Tax fraud schemes, medical identity theft, and synthetic identity fraud can surface months or even years after the initial data exposure. A practical example: if someone uses your stolen Social Security number to file a fraudulent tax return in 2027, having active credit monitoring in place means you are more likely to catch it early. Without monitoring, you might not discover the fraud until the IRS sends you a notice — by which point the resolution process is far more complicated and time-consuming. Enrolling in the credit monitoring benefit costs you nothing beyond the few minutes it takes to sign up, and it provides a meaningful layer of ongoing protection.
What Happens After You File and What to Expect Next
Once you submit your claim, the settlement administrator will review it for completeness and eligibility. If there are issues with your submission — missing information, insufficient documentation for Option A, or difficulty verifying your identity as a class member — you may receive a deficiency notice with an opportunity to cure the problem. Do not ignore these notices. A deficiency notice is not a denial; it is a second chance, but only if you respond promptly.
The final fairness hearing is set for July 14, 2026. Assuming the court grants final approval, payments will be distributed after that date. The exact timeline for checks or direct deposits depends on the volume of claims and any post-hearing administrative processing. In similar data breach settlements, payments have typically arrived within three to six months after final approval. Keep your contact information current with the settlement administrator so that your payment reaches you when it is issued.
Frequently Asked Questions
How much money can I get from the Capital Health data breach settlement?
Under Payment Option A, you can claim up to $5,000 for documented, unreimbursed losses such as identity theft costs, fraudulent charges, and expenses related to the breach. Under Payment Option B, you receive a flat cash payment of approximately $100 with no documentation required. All claimants also receive three years of free credit monitoring valued at $90 per year.
What is the deadline to file a Capital Health settlement claim?
The claim filing deadline is April 6, 2026. Claims must be submitted online at capitalhealthdatabreachsettlement.com or postmarked by mail to the settlement administrator by that date. Late claims will not be accepted.
What documentation do I need to file for up to $5,000?
You need receipts, bank statements, credit reports, IRS correspondence, or other records showing unreimbursed financial losses caused by the data breach. This can include costs from identity theft, fraudulent transactions, credit monitoring services you purchased, and time spent resolving fraud. Without supporting documentation, your Option A claim will likely be denied or reduced.
Can I opt out of the settlement and still file a claim?

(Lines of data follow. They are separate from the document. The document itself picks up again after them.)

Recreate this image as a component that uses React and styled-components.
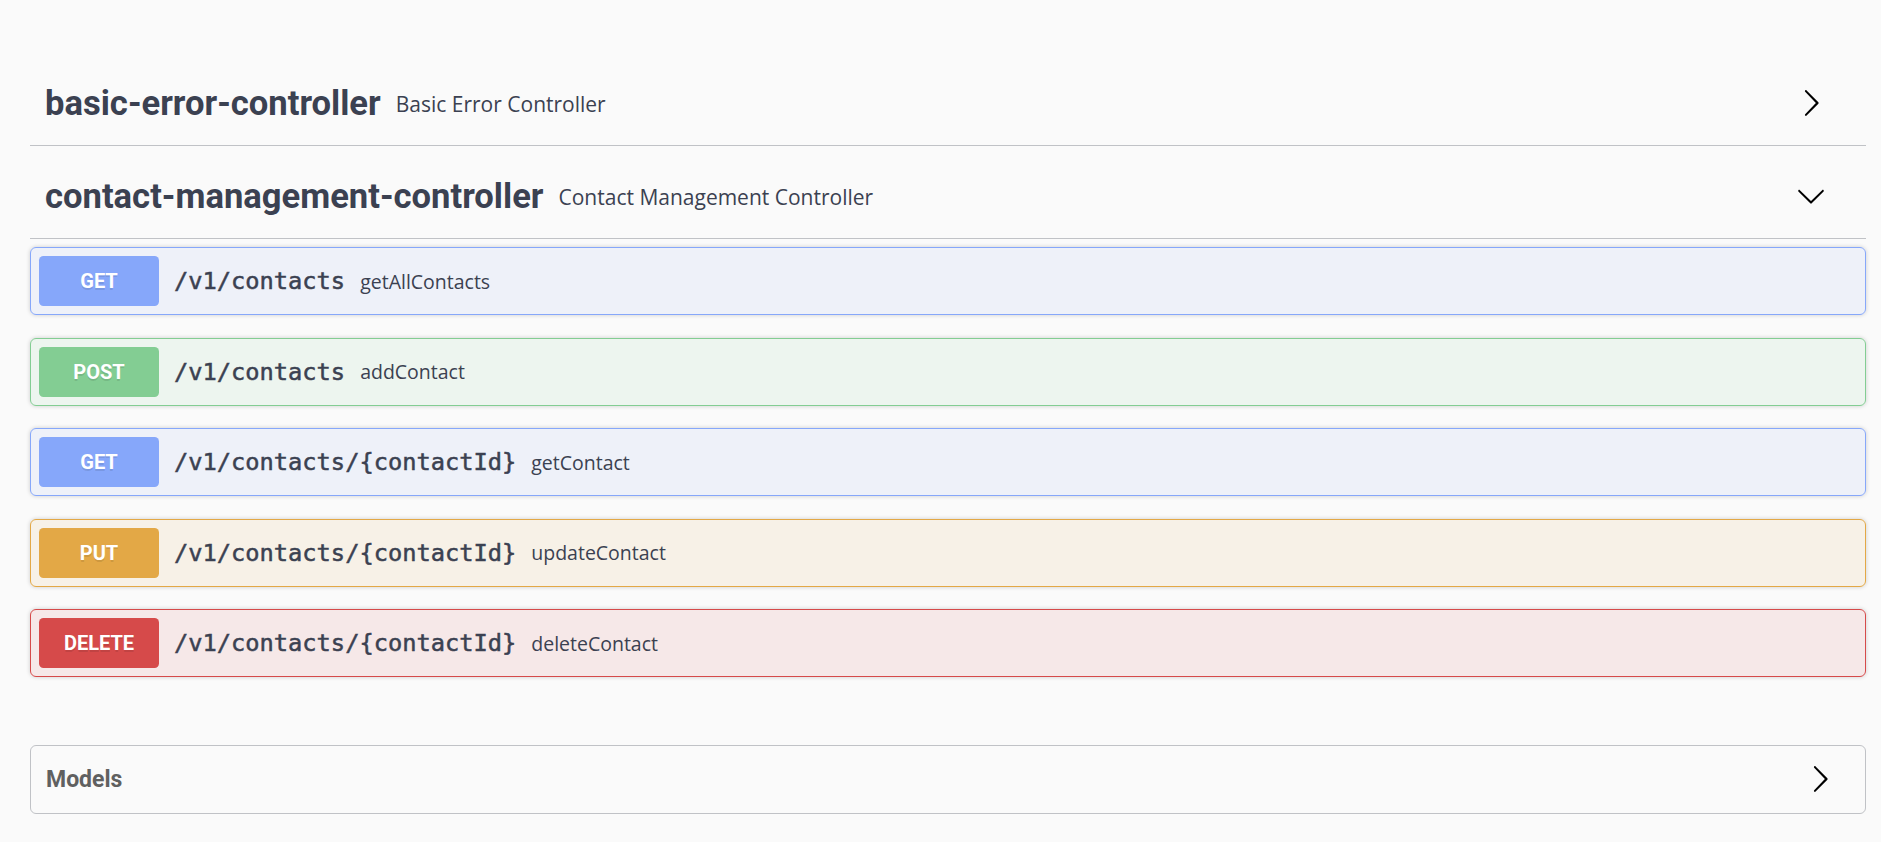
import React from 'react';
import styled, { createGlobalStyle } from 'styled-components';

const GlobalStyle = createGlobalStyle`
  body {
    margin: 0;
    background: #fafafa;
    color: #3b4151;
    font-family: "Open Sans", sans-serif;
  }
`;

const METHOD_COLORS = {
  GET: '#86a7fa',
  POST: '#83cd93',
  PUT: '#e3a846',
  DELETE: '#d64a4a',
};

const Page = styled.div`
  padding: 61px 15px 20px 30px;
`;

const TagSection = styled.section`
  display: flex;
  flex-direction: column;
`;

const TagHeader = styled.h3`
  box-sizing: border-box;
  display: flex;
  align-items: center;
  height: 85px;
  margin: 0 0 8px;
  padding: 0 40px 0 15px;
  border-bottom: 1px solid rgba(59, 65, 81, 0.3);
  cursor: pointer;
`;

const TagName = styled.span`
  font-family: Roboto, "Liberation Sans", sans-serif;
  font-size: 34.6px;
  font-weight: 700;
  color: #3b4151;
`;

const TagDesc = styled.small`
  flex: 1;
  padding: 0 15px;
  font-family: "Open Sans", sans-serif;
  font-size: 21px;
  font-weight: 400;
  color: #3b4151;
  margin-top: 1px;
`;

const ArrowButton = styled.span`
  display: flex;
  align-items: center;
  justify-content: center;
  width: 30px;
  height: 30px;
`;

const OpList = styled.div`
  display: flex;
  flex-direction: column;
`;

const Opblock = styled.div`
  box-sizing: border-box;
  display: flex;
  align-items: center;
  height: 68px;
  margin: 0 0 22.5px;
  padding: 0 8px;
  border: 1px solid ${p => p.$color};
  border-radius: 6px;
  background: ${p => p.$color}1a;
  box-shadow: 0 0 4.5px rgba(0, 0, 0, 0.19);
`;

const Method = styled.span`
  min-width: 120px;
  height: 50px;
  display: flex;
  align-items: center;
  justify-content: center;
  border-radius: 4.5px;
  background: ${p => p.$color};
  color: #fff;
  font-family: Roboto, "Liberation Sans", sans-serif;
  font-size: 20px;
  font-weight: 700;
  text-shadow: 0 1.5px 0 rgba(0, 0, 0, 0.1);
`;

const Path = styled.span`
  padding: 0 15px;
  font-family: "DejaVu Sans Mono", monospace;
  font-size: 23.7px;
  font-weight: 400;
  -webkit-text-stroke: 0.5px #3b4151;
  color: #3b4151;
`;

const OpDesc = styled.span`
  font-family: "Open Sans", sans-serif;
  font-size: 19.5px;
  color: #3b4151;
`;

const Models = styled.section`
  margin: 45px 0 0;
  border: 1px solid rgba(59, 65, 81, 0.3);
  border-radius: 6px;
`;

const ModelsHeader = styled.h4`
  display: flex;
  align-items: center;
  justify-content: space-between;
  margin: 0;
  padding: 16px 30px 16px 15px;
  line-height: 35px;
  font-family: Roboto, "Liberation Sans", sans-serif;
  font-size: 23px;
  font-weight: 700;
  color: #606060;
`;

const ArrowRight = () => (
  <svg width="30" height="30" viewBox="0 0 20 20" fill="#000">
    <path d="M13.25 10L6.109 2.58c-.268-.27-.268-.707 0-.979.268-.27.701-.27.969 0l7.83 7.908c.268.271.268.709 0 .979l-7.83 7.908c-.268.271-.701.27-.969 0-.268-.269-.268-.707 0-.979L13.25 10z" />
  </svg>
);

const ArrowDown = () => (
  <svg width="30" height="30" viewBox="0 0 20 20" fill="#000">
    <path d="M17.418 6.109c.272-.268.709-.268.979 0s.271.701 0 .969l-7.908 7.83c-.27.268-.707.268-.979 0l-7.908-7.830c-.27-.268-.27-.701 0-.969.271-.268.709-.268.979 0L10 13.25l7.418-7.141z" />
  </svg>
);

const operations = [
  { method: 'GET', path: '/v1/contacts', summary: 'getAllContacts' },
  { method: 'POST', path: '/v1/contacts', summary: 'addContact' },
  { method: 'GET', path: '/v1/contacts/{contactId}', summary: 'getContact' },
  { method: 'PUT', path: '/v1/contacts/{contactId}', summary: 'updateContact' },
  { method: 'DELETE', path: '/v1/contacts/{contactId}', summary: 'deleteContact' },
];

const Tag = ({ name, desc, open }) => (
  <TagHeader>
    <TagName>{name}</TagName>
    <TagDesc>{desc}</TagDesc>
    <ArrowButton>{open ? <ArrowDown /> : <ArrowRight />}</ArrowButton>
  </TagHeader>
);

export default function App() {
  return (
    <Page>
      <GlobalStyle />
      <TagSection>
        <Tag name="basic-error-controller" desc="Basic Error Controller" />
      </TagSection>
      <TagSection>
        <Tag name="contact-management-controller" desc="Contact Management Controller" open />
        <OpList>
          {operations.map((op, i) => (
            <Opblock key={i} $color={METHOD_COLORS[op.method]}>
              <Method $color={METHOD_COLORS[op.method]}>{op.method}</Method>
              <Path>{op.path}</Path>
              <OpDesc>{op.summary}</OpDesc>
            </Opblock>
          ))}
        </OpList>
      </TagSection>
      <Models>
        <ModelsHeader>
          <span>Models</span>
          <ArrowRight />
        </ModelsHeader>
      </Models>
    </Page>
  );
}
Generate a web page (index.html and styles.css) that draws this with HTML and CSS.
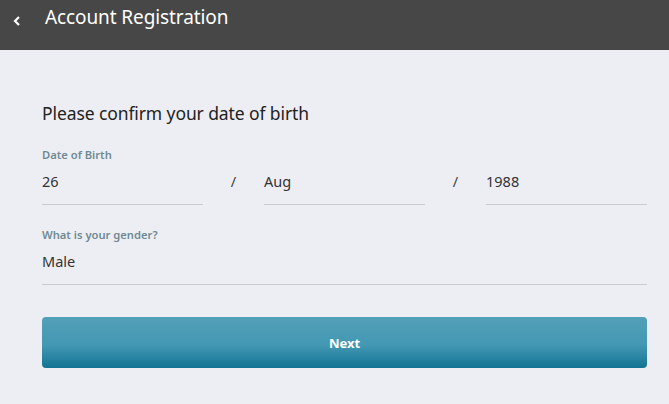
FILE: index.html
```html
<!DOCTYPE html>
<html lang="en">
  <head>
    <meta charset="UTF-8" />
    <meta name="viewport" content="width=device-width, initial-scale=1.0" />
    <title>Account Registration</title>
    <link rel="stylesheet" href="styles.css">
  </head>
  <body>
    <header class="topBar">
      <a class="backLink" href="#">
        <svg width="10" height="12" viewBox="0 0 10 12"><path d="M7 2 L3 6 L7 10" fill="none" stroke="#fff" stroke-width="2.2"/></svg>
      </a>
      <h1>Account Registration</h1>
    </header>

    <main class="content">
      <h2>Please confirm your date of birth</h2>

      <div class="field">
        <label>Date of Birth</label>
        <div class="dobRow">
          <div class="value">26</div>
          <span class="slash">/</span>
          <div class="value">Aug</div>
          <span class="slash">/</span>
          <div class="value">1988</div>
        </div>
      </div>

      <div class="field">
        <label>What is your gender?</label>
        <div class="value">Male</div>
      </div>

      <button class="button">Next</button>
    </main>
  </body>
</html>
```

FILE: styles.css
```css
body {
  margin: 0;
  background: #edeef3;
  font-family: "Noto Sans", "Open Sans", sans-serif;
  color: #222;
}

.topBar {
  height: 50px;
  background: #474747;
  display: flex;
  align-items: flex-start;
  padding-left: 12px;
}

.backLink {
  display: block;
  width: 10px;
  height: 12px;
  margin-top: 10px;
}

.topBar h1 {
  margin: 4px 0 0 23px;
  font-size: 19px;
  font-weight: 400;
  color: #fff;
  letter-spacing: -0.1px;
}

.content {
  padding: 51px 22px 0 42px;
}

.content h2 {
  margin: 0 0 22px;
  font-size: 17.5px;
  font-weight: 400;
  color: #222;
  letter-spacing: -0.1px;
}

.field {
  margin-bottom: 22px;
}

.field label {
  display: block;
  font-size: 11.2px;
  font-weight: 600;
  color: #6f8a94;
  margin-bottom: 3px;
}

.value {
  font-size: 14.5px;
  color: #333;
  padding: 6px 0 13px;
  border-bottom: 1px solid #c8ccd0;
}

.dobRow {
  display: grid;
  grid-template-columns: 1fr 61px 1fr 61px 1fr;
}

.slash {
  text-align: center;
  font-size: 14.5px;
  color: #444;
  padding-top: 6px;
}

.button {
  display: block;
  width: 100%;
  height: 51px;
  margin-top: 32px;
  border: 0;
  border-radius: 4px;
  background-image: linear-gradient(180deg, #539fb8, #4398b3 55%, #127494);
  color: #fff;
  font-family: "Noto Sans", "Open Sans", sans-serif;
  font-size: 13px;
  font-weight: 700;
  cursor: pointer;
}
```
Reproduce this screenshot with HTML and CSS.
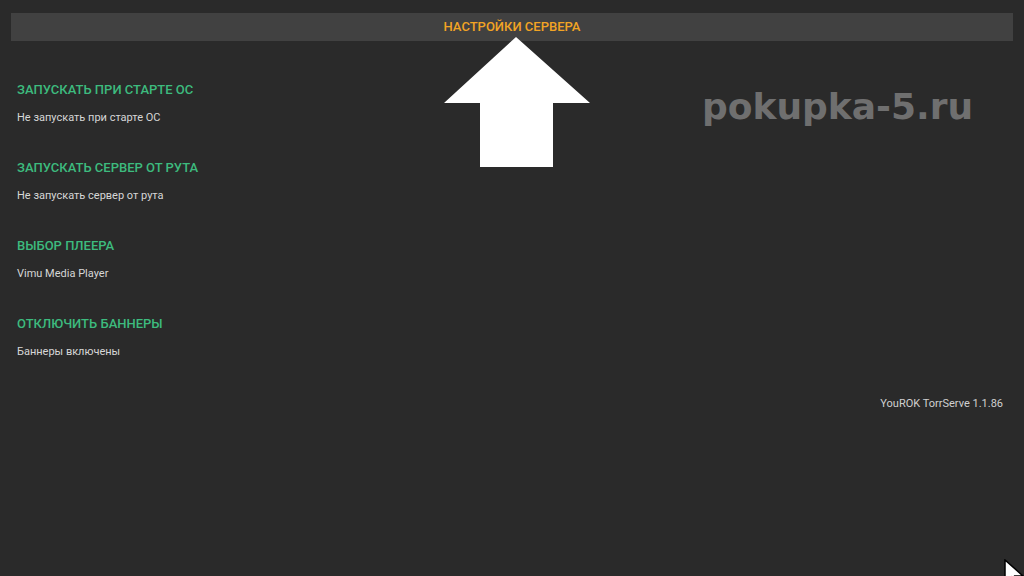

No. If you submitted an exclusion request before the March 9, 2026 deadline, you removed yourself from the settlement class and cannot receive any benefits, including cash payments and credit monitoring. Opting out preserves your right to file an independent lawsuit but permanently disqualifies you from this settlement.
What happens if I do nothing and don’t file a claim?
If you take no action, you forfeit your right to any compensation from the settlement and you release your legal claims against Capital Health. You receive no payment, no credit monitoring, and no ability to sue over the breach. This is the worst possible outcome for an eligible class member.
How do I check if I am eligible for the Capital Health settlement?
If you received a notice from Capital Health or the settlement administrator about the breach, you are a class member. If you did not receive a notice but were a Capital Health patient and believe your data may have been affected, call the settlement administrator at 1-888-873-4996 to verify your eligibility.